The aim of this article is to inform readers about a recent finding by Advachem SA. Dr Georges Francis presented a paper on this subject at the European Wood Based Panels Symposium in Hamburg in October, 2018, which he explains here. The title of the paper was: A novel additive for wood based panels which can play the roles of flame retardant, formaldehyde catcher and hardener.

Advachem is located in Hautrage, in Belgium, 70km from Brussels and 240km from Paris. This strategic position of the factory, close to the highway between Brussels and Paris enables Advachem to reach a 700km range, and more, to export its chemical production.

The company’s main market is, of course, Belgium, but it also serves Luxembourg, the northern half of France, the western part of Germany and the Netherlands.

Advachem employs 42 people and is involved in the glue sector for wood based panels. Production capacity is 240,000 metric tons of formaldehyde-based resins and 130,000 metric tons of urea formaldehyde concentrate (UFC), produced by three units for continuous production.

The range of resins includes more than 20 glues: UF and MUF for F4*; CARB2; EPF-S for E1 MDF and particleboard panels, both standard and moisture-resistant.

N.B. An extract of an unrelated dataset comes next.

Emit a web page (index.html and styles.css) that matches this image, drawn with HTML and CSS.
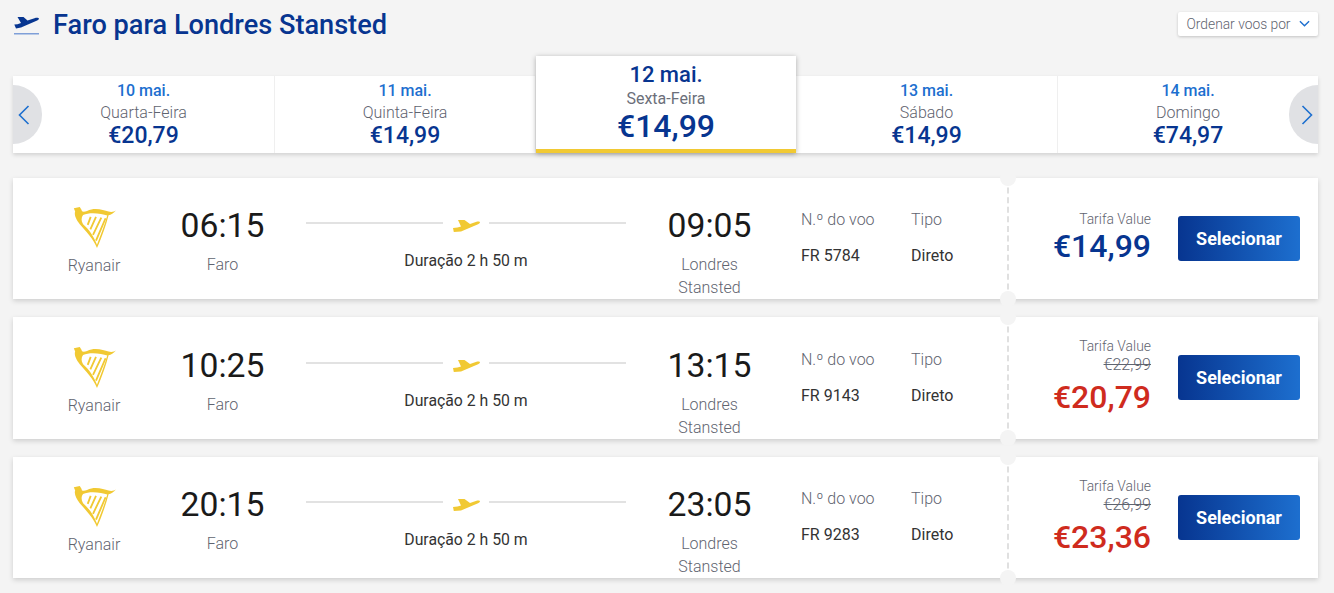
FILE: index.html
```html
<!DOCTYPE html>
<html lang="pt">
<head>
<meta charset="utf-8">
<title>Faro para Londres Stansted</title>
<link rel="stylesheet" href="styles.css">
</head>
<body>
<svg class="defs" width="0" height="0" aria-hidden="true">
  <symbol id="plane" viewBox="0 0 27 12">
    <path d="M5 0 11.500 0 17 4 23.500 1.800C25 1.400 26.800 1.500 27 2.200 27 3 26 3.800 24.500 4.400L8 11.500 .8 12 0 8 4.500 7.400 8 6.400Z"/>
  </symbol>
  <symbol id="harp" viewBox="95 45 135 130">
    <path class="harp-gold" d="M100 52 118 48 124 58C122 62 130 64 140 60 165 48 190 58 205 62 215 65 222 62 228 58 220 68 212 72 205 73 198 100 185 140 170 172 160 145 135 120 118 100 108 88 100 72 104 62Z"/>
    <path class="harp-hole" d="M128 72C150 62 185 68 201 74 193 105 180 135 170 162 160 135 145 115 128 100 122 90 122 80 128 72Z"/>
    <path class="harp-string" d="M151 78 142 102M167 78 150 116M183 80 158 132M196 82 167 150"/>
  </symbol>
</svg>
<main class="page">
  <header class="head">
    <div class="title-wrap">
      <svg class="takeoff" viewBox="0 0 25 18"><path d="M3.500 0 9.500 0 13.500 3.400 20.500 1.200C22.500.6 24.600.7 25 1.500 25 2.500 23.500 3.500 22 4.100L7 10.500 2 11.500.3 7.500 3.500 7.200 7 6.100Z"/><rect class="bar" y="16" width="25" height="1.500"/></svg>
      <h1>Faro para Londres Stansted</h1>
    </div>
    <button class="sort">Ordenar voos por <svg viewBox="0 0 12 7"><path d="M1 1 6 6 11 1"/></svg></button>
  </header>

  <nav class="dates">
    <div class="day">
      <b class="d">10 mai.</b><span class="w">Quarta-Feira</span><strong class="p">€20,79</strong>
      <span class="arrow left"><svg viewBox="0 0 12 20"><path d="M10.500 1 1.500 10 10.500 19"/></svg></span>
    </div>
    <div class="day"><b class="d">11 mai.</b><span class="w">Quinta-Feira</span><strong class="p">€14,99</strong></div>
    <div class="day selected"><b class="d">12 mai.</b><span class="w">Sexta-Feira</span><strong class="p">€14,99</strong></div>
    <div class="day"><b class="d">13 mai.</b><span class="w">Sábado</span><strong class="p">€14,99</strong></div>
    <div class="day">
      <b class="d">14 mai.</b><span class="w">Domingo</span><strong class="p">€74,97</strong>
      <span class="arrow right"><svg viewBox="0 0 12 20"><path d="M1.500 1 10.500 10 1.500 19"/></svg></span>
    </div>
  </nav>

  <section class="flights">
    <article class="card">
      <div class="carrier"><svg class="logo"><use href="#harp"/></svg><span>Ryanair</span></div>
      <div class="place"><time>06:15</time><span>Faro</span></div>
      <div class="route"><div class="track"><i></i><svg class="mini"><use href="#plane"/></svg><i></i></div><span>Duração 2 h 50 m</span></div>
      <div class="place"><time>09:05</time><span>Londres Stansted</span></div>
      <div class="info flight-no"><span>N.º do voo</span><b>FR 5784</b></div>
      <div class="info flight-type"><span>Tipo</span><b>Direto</b></div>
      <div class="fare">
        <div class="amount"><span class="tier">Tarifa Value</span><strong>€14,99</strong></div>
        <button class="select">Selecionar</button>
      </div>
    </article>
    <article class="card">
      <div class="carrier"><svg class="logo"><use href="#harp"/></svg><span>Ryanair</span></div>
      <div class="place"><time>10:25</time><span>Faro</span></div>
      <div class="route"><div class="track"><i></i><svg class="mini"><use href="#plane"/></svg><i></i></div><span>Duração 2 h 50 m</span></div>
      <div class="place"><time>13:15</time><span>Londres Stansted</span></div>
      <div class="info flight-no"><span>N.º do voo</span><b>FR 9143</b></div>
      <div class="info flight-type"><span>Tipo</span><b>Direto</b></div>
      <div class="fare">
        <div class="amount"><span class="tier">Tarifa Value</span><s>€22,99</s><strong class="sale">€20,79</strong></div>
        <button class="select">Selecionar</button>
      </div>
    </article>
    <article class="card">
      <div class="carrier"><svg class="logo"><use href="#harp"/></svg><span>Ryanair</span></div>
      <div class="place"><time>20:15</time><span>Faro</span></div>
      <div class="route"><div class="track"><i></i><svg class="mini"><use href="#plane"/></svg><i></i></div><span>Duração 2 h 50 m</span></div>
      <div class="place"><time>23:05</time><span>Londres Stansted</span></div>
      <div class="info flight-no"><span>N.º do voo</span><b>FR 9283</b></div>
      <div class="info flight-type"><span>Tipo</span><b>Direto</b></div>
      <div class="fare">
        <div class="amount"><span class="tier">Tarifa Value</span><s>€26,99</s><strong class="sale">€23,36</strong></div>
        <button class="select">Selecionar</button>
      </div>
    </article>
  </section>
</main>
</body>
</html>
```
FILE: styles.css
```css
* { box-sizing: border-box; }
html, body { margin: 0; height: 100%; overflow: hidden; }
body { background: #f4f4f4; font-family: Roboto, "Liberation Sans", sans-serif; color: #2b2b2b; }
.defs { position: absolute; }
.page { padding: 0 16px 0 13px; }

.head { height: 56px; display: flex; justify-content: space-between; align-items: flex-start; }
.title-wrap { display: flex; align-items: center; gap: 14px; padding-top: 8px; }
.takeoff { width: 25px; height: 18px; fill: #073590; margin: 2px 0 0 1px; }
.takeoff .bar { fill: #7f9fd8; }
h1 { margin: 0; font-size: 27.150px; line-height: 34px; font-weight: 500; color: #073590; }
.sort { margin: 12px 0 0; width: 140px; height: 24px; border: 0; border-radius: 2px; background: #fff; box-shadow: 0 1px 3px rgba(0,0,0,.2); font: 300 13.800px Roboto, sans-serif; color: #5f6470; display: flex; align-items: center; justify-content: center; gap: 8px; padding: 0 0 1px; white-space: nowrap; }
.sort svg { width: 11px; height: 7px; fill: none; stroke: #1d6fcf; stroke-width: 1.500; }

.dates { display: grid; grid-template-columns: 262px 261px 260px 262px 1fr; height: 77px; margin-top: 20px; background: #fff; box-shadow: 0 2px 4px rgba(0,0,0,.14); }
.day { position: relative; display: flex; flex-direction: column; align-items: center; text-align: center; border-right: 1px solid #efefef; padding-top: 5px; }
.day:last-child { border-right: 0; }
.d { font-size: 16px; line-height: 20px; font-weight: 500; color: #1d6fcf; }
.w { font-size: 16px; line-height: 22px; margin-top: 1px; font-weight: 300; color: #5f6470; }
.p { font-size: 23px; line-height: 24px; font-weight: 500; color: #073590; }
.selected { height: 97px; margin-top: -20px; background: #fff; border-right: 0; border-bottom: 4px solid #f1c933; box-shadow: 0 1px 5px rgba(0,0,0,.3); z-index: 1; }
.selected .d { font-size: 22px; line-height: 28px; color: #073590; }
.selected .w { font-weight: 400; line-height: 20px; margin-top: 0; color: #6b6f7a; }
.selected .p { font-size: 32px; line-height: 34px; }
.arrow { position: absolute; top: 9px; width: 29px; height: 59px; background: #e0e1e4; display: flex; align-items: center; }
.arrow svg { width: 12px; height: 20px; fill: none; stroke: #1d6fcf; stroke-width: 1.600; }
.arrow.left { left: 0; border-radius: 0 30px 30px 0; justify-content: flex-start; padding-left: 5px; }
.arrow.right { right: 0; border-radius: 30px 0 0 30px; justify-content: flex-end; padding-right: 5px; }

.flights { margin-top: 25px; display: flex; flex-direction: column; gap: 18px; }
.card { height: 121px; background: #fff; box-shadow: 0 2px 5px rgba(0,0,0,.16); display: grid; grid-template-columns: 162px 95px 392px 95px 44px 110px 96px 1fr; grid-template-areas: "a b c d . e f g"; }
.card:nth-child(2) { height: 122px; padding-top: 1px; }
.card:nth-child(2) .fare { margin: -1px 0 1px; }
.carrier { grid-area: a; display: flex; flex-direction: column; align-items: center; padding-top: 28px; font-size: 16px; font-weight: 300; color: #5f6470; line-height: 20px; }
.logo { width: 45px; height: 43px; margin-bottom: 7px; }
.harp-gold { fill: #f1c933; }
.harp-hole { fill: #fff; }
.harp-string { fill: none; stroke: #f1c933; stroke-width: 5.500; }
.place { text-align: center; padding-top: 26px; font-size: 16px; font-weight: 300; color: #5f6470; line-height: 23px; }
.place time { display: block; font-size: 33.700px; line-height: 44px; font-weight: 400; color: #1a1a1a; margin-bottom: 5px; }
.route { grid-area: c; padding: 0 36px; text-align: center; font-size: 15.800px; line-height: 20px; font-weight: 400; color: #333; }
.track { display: flex; align-items: center; gap: 10px; height: 24px; margin: 33px 0 16px; }
.track i { flex: 1; height: 2px; background: #e2e2e2; }
.mini { width: 27px; height: 12px; fill: #f1c933; flex: none; margin: 6px -1px 0 0; }
.info { padding-top: 32px; font-size: 16px; line-height: 20px; display: flex; flex-direction: column; gap: 16px; }
.flight-no { grid-area: e; }
.flight-type { grid-area: f; }
.info span { font-weight: 300; color: #5f6470; }
.info b { font-weight: 400; color: #333; }
.fare { grid-area: g; display: flex; justify-content: flex-end; align-items: center; gap: 27px; padding-right: 18px; border-left: 2px dashed #e0e0e0; position: relative; }
.fare::before, .fare::after { content: ""; position: absolute; left: -9px; width: 16px; height: 16px; border-radius: 50%; background: #f4f4f4; }
.fare::before { top: -8px; }
.fare::after { bottom: -8px; }
.amount { display: flex; flex-direction: column; align-items: flex-end; padding-bottom: 2px; }
.tier { font-size: 13.900px; line-height: 17px; font-weight: 300; color: #5f6470; }
.amount s { font-size: 16px; line-height: 19px; margin-bottom: 5px; font-weight: 300; color: #5f6470; }
.amount strong { font-size: 32px; line-height: 36px; font-weight: 500; color: #073590; }
.amount strong.sale { color: #cf2b1e; }
.select { width: 122px; height: 45px; border: 0; border-radius: 3px; background: linear-gradient(90deg, #073590, #1d6fcf); color: #fff; font: 700 18px Roboto, sans-serif; padding: 0 0 1px; }
```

The company’s R&D and technical assistance services’ activities have always occupied a major place at Advachem. Indeed, Advachem is always researching innovations that can meet the real needs of its customers. For example, it provides advice concerning glue mixtures and additives and it proposes workable solutions to any problem a customer may come up with.


Most of the wood based panels produced in Europe are agglomerated with aminoplast binders, which remain – by far – the best compromise in cost/performance and ease of use for such applications.

These binders are thermo-setting resins obtained by controlled poly-condensation of formaldehyde, urea and, possibly, melamine. The commercial presentation of these products is a pre-condensate, or a pre-polymer, in an aqueous phase of welldefined specifications.

The final condensation is achieved completely during the cooking of the panel in the press, by the action of the temperature and, generally, the acidification additive, which is the hardener.

A major consumer of these panels is the furniture and interior products sector.

Successive revisions to building and construction codes of practice have increased the requirements for materials to meet specifications with respect to low formaldehyde emission; and to high resistance to spread of flame.

For example, the new US formaldehyde rules are now in effect in all its states and the limit is CARB2, whereas in Europe, we have E1- E0.5 and E0.33.

It was evident, therefore, that the panel products industry was faced with increasing demand for flame retardant panels, with low formaldehyde emission, simultaneously.

However, the ability of the industry to respond effectively to this increasing demand was hampered by the limitations of the availability of adequate additives.

It was thus clearly urgent to propose new additives to meet these needs.

A new additive for panels

The aim of this paper is to inform on a recent finding of Advachem concerning a new additive which imparts both fire resistance and low formaldehyde emissions to panel products.

In developing this additive, the following issues were considered to be important:

  • The product should be available in an aqueous-based reagent system
  • The pH of the product should be slowly acidic to near-neutral
  • The product should be capable of tolerating high platen temperatures
  • The required resin addition level should be normal, not higher
  • The product should be able to give the panel Class B-S2-d0 as a fire retardant
  • The product should be able to provide the panel with low formaldehyde emission, meeting E0.5 and CARB2 standards
  • The product should be considerably “userfriendly”, with ease of handling.

The new additive is marketed under the name “Advachem CF01”.

Flame retardant panels were tested according to the method called SBI (Single Burning Item test). It is a completely new method for fire testing on a medium scale and has been developed through the work of a group of representatives from fire regulators in all CEN countries.

The idea is to simulate the effect of a burning wastepaper basket in the corner of a room. The building product has to be tested 1.5m off the floor, mounted in a corner, and exposed to flames from a triangular gas burner.

The test equipment, meanwhile, is enclosed in a small room with an exhaust system. Heat and smoke (S) production are measured continuously. Burning (B) droplets (D) and flame spread are observed.


This additive appears to offer a number of advantages to the panel products industry. The fact that it can be applied in an aqueous state, and has a pH near neutral, means that it can be handled and used in relative safety.

The product can impart good resistance to flame – and a very low formaldehyde emission level – to panel products. Furthermore, the physical properties of the panels are not compromised.

Perhaps most importantly, our additive is capable of tolerating high platen temperatures, such that significant productivity improvements can be realised.